The comparison process is the central component of the reconstruction task. It permits many of the fragments to be combined into pairs and, by extension, into horizontal bands, from which scholars can easily complete the reconstruction. A complete program suite might go further, making use of digital photographs to display best fits for human judgement, applying the comparison process in the vertical direction to the horizontal bands, and so on. One time-consuming activity remains -- that of accurately measuring fragments to obtain their profiles. We have therefore investigated the possibility of deriving measurements directly from digital photographs.

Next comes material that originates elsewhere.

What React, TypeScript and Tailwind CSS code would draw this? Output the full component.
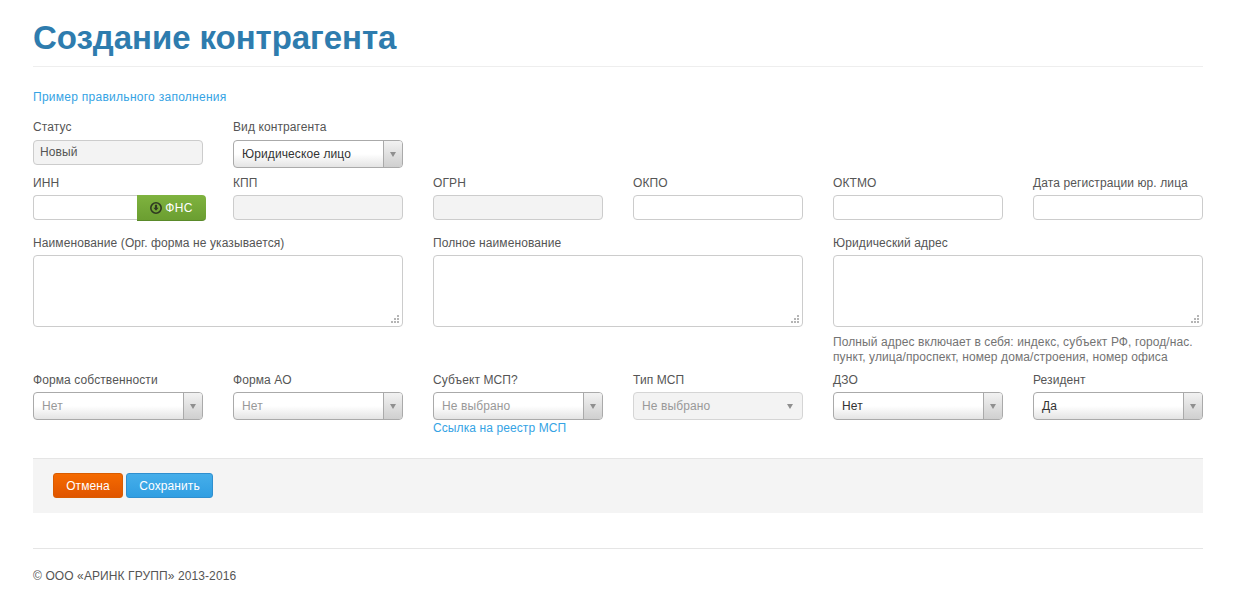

Some of our artificial fragments were photographed horizontally against a bright red ground using a digital camera. For this discussion we assume that the text is black on white. Our purpose is simply to distinguish three kinds of pixel: text, "paper" and background. If the text is faded or the material dirty, there are well-known digital processes for "cleaning" the image. The horizontal rows of pixels are scanned, and the numbers of black pixels in each row are counted. In principle, the numbers will be near zero for the inter-line gaps, higher for the bodies of text lines, and intermediate for rows corresponding to risers and descenders if any. This lets us locate the pixel rows which delimit the body of each text line; after which, scanning the top, middle and bottom rows of each line to find where red pixels stop and start again allows us to compute the desired measurements. Experiments confirm that this holds true in practice. In essence, then, the processes described here provide a computer solution to Problem B.

References

M. Levison. “The Siting of Fragments.” Computer Journal. 1965. 7: 275-277.

M. Levison. “The Computer in Literary Studies.” Machine Translation. Ed. A. D. Booth. Amsterdam: North-Holland Publishing Company, 1967. 173-194.

M. Levison J. Wu. “The Jigsaw Puzzle Problem Revisited.” ACH-ALLC 1999, Charlottesville. : , 1999.

J. A. Ogden. “The siting of papyrus fragments: an experimental application of digital computers.” University of Glasgow, 1969.